### Short exercise
Copy each line exactly. Drop every picture.

■ ■ ■ ■ ■

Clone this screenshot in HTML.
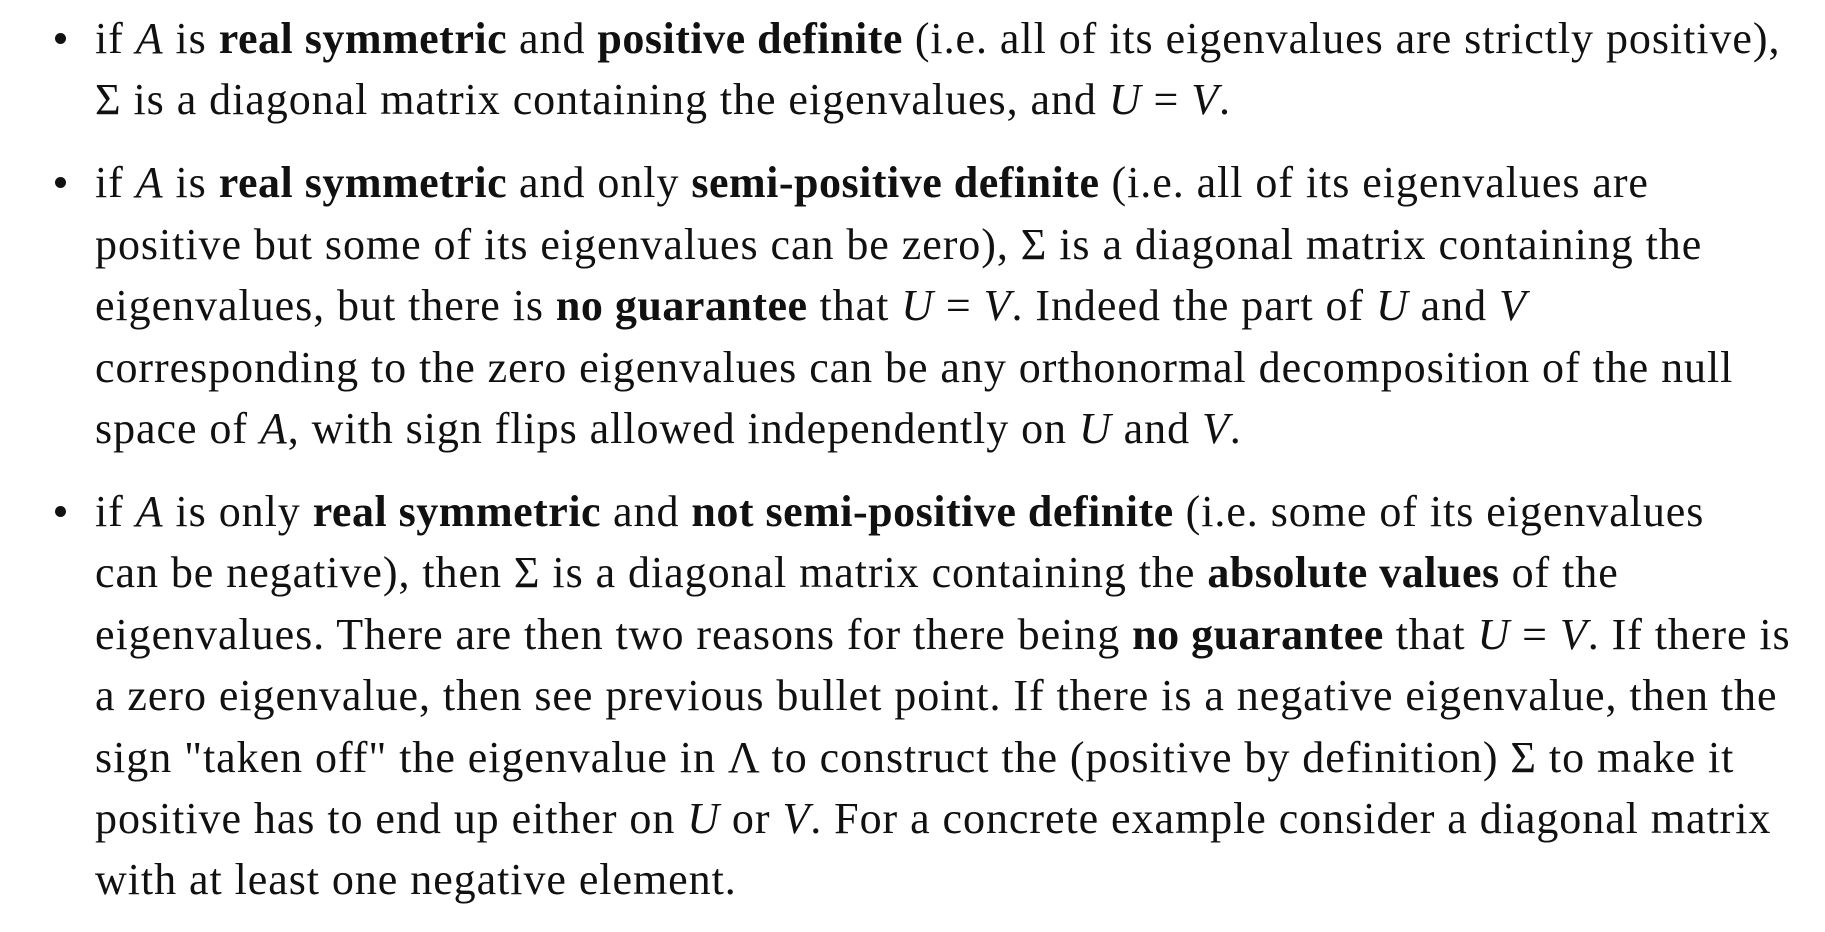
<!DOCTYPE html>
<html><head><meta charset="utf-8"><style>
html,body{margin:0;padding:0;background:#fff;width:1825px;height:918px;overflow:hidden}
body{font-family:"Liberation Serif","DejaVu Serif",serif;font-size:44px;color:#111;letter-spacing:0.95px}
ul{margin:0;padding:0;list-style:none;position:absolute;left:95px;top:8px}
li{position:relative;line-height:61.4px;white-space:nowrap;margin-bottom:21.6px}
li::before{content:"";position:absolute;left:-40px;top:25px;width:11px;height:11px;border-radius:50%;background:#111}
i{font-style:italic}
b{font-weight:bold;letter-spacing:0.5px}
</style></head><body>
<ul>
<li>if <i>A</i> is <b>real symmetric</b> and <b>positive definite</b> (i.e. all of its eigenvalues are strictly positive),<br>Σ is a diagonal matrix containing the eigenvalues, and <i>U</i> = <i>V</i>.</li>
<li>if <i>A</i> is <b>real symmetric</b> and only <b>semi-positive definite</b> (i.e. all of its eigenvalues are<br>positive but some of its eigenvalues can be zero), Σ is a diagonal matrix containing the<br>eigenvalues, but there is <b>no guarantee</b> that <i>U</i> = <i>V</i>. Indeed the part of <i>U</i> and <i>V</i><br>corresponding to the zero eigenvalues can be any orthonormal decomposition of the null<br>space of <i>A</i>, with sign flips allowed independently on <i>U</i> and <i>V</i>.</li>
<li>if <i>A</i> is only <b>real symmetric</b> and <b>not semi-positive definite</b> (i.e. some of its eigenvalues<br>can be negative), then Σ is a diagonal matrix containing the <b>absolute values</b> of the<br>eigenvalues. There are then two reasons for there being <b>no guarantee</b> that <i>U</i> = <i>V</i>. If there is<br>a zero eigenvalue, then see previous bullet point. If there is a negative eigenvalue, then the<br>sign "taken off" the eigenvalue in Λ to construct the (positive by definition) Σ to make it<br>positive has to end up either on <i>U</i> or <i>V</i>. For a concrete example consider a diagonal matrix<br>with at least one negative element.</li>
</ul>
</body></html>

■ ■ ■ ■ ■

### Response for this exercise
Clone this screenshot in HTML.
<!DOCTYPE html>
<html><head><meta charset="utf-8"><style>
html,body{margin:0;padding:0;background:#fff;width:1825px;height:918px;overflow:hidden}
body{font-family:"Liberation Serif","DejaVu Serif",serif;font-size:44px;color:#111;letter-spacing:0.95px}
ul{margin:0;padding:0;list-style:none;position:absolute;left:95px;top:8px}
li{position:relative;line-height:61.4px;white-space:nowrap;margin-bottom:21.6px}
li::before{content:"";position:absolute;left:-40px;top:25px;width:11px;height:11px;border-radius:50%;background:#111}
i{font-style:italic}
b{font-weight:bold;letter-spacing:0.5px}
</style></head><body>
<ul>
<li>if <i>A</i> is <b>real symmetric</b> and <b>positive definite</b> (i.e. all of its eigenvalues are strictly positive),<br>Σ is a diagonal matrix containing the eigenvalues, and <i>U</i> = <i>V</i>.</li>
<li>if <i>A</i> is <b>real symmetric</b> and only <b>semi-positive definite</b> (i.e. all of its eigenvalues are<br>positive but some of its eigenvalues can be zero), Σ is a diagonal matrix containing the<br>eigenvalues, but there is <b>no guarantee</b> that <i>U</i> = <i>V</i>. Indeed the part of <i>U</i> and <i>V</i><br>corresponding to the zero eigenvalues can be any orthonormal decomposition of the null<br>space of <i>A</i>, with sign flips allowed independently on <i>U</i> and <i>V</i>.</li>
<li>if <i>A</i> is only <b>real symmetric</b> and <b>not semi-positive definite</b> (i.e. some of its eigenvalues<br>can be negative), then Σ is a diagonal matrix containing the <b>absolute values</b> of the<br>eigenvalues. There are then two reasons for there being <b>no guarantee</b> that <i>U</i> = <i>V</i>. If there is<br>a zero eigenvalue, then see previous bullet point. If there is a negative eigenvalue, then the<br>sign "taken off" the eigenvalue in Λ to construct the (positive by definition) Σ to make it<br>positive has to end up either on <i>U</i> or <i>V</i>. For a concrete example consider a diagonal matrix<br>with at least one negative element.</li>
</ul>
</body></html>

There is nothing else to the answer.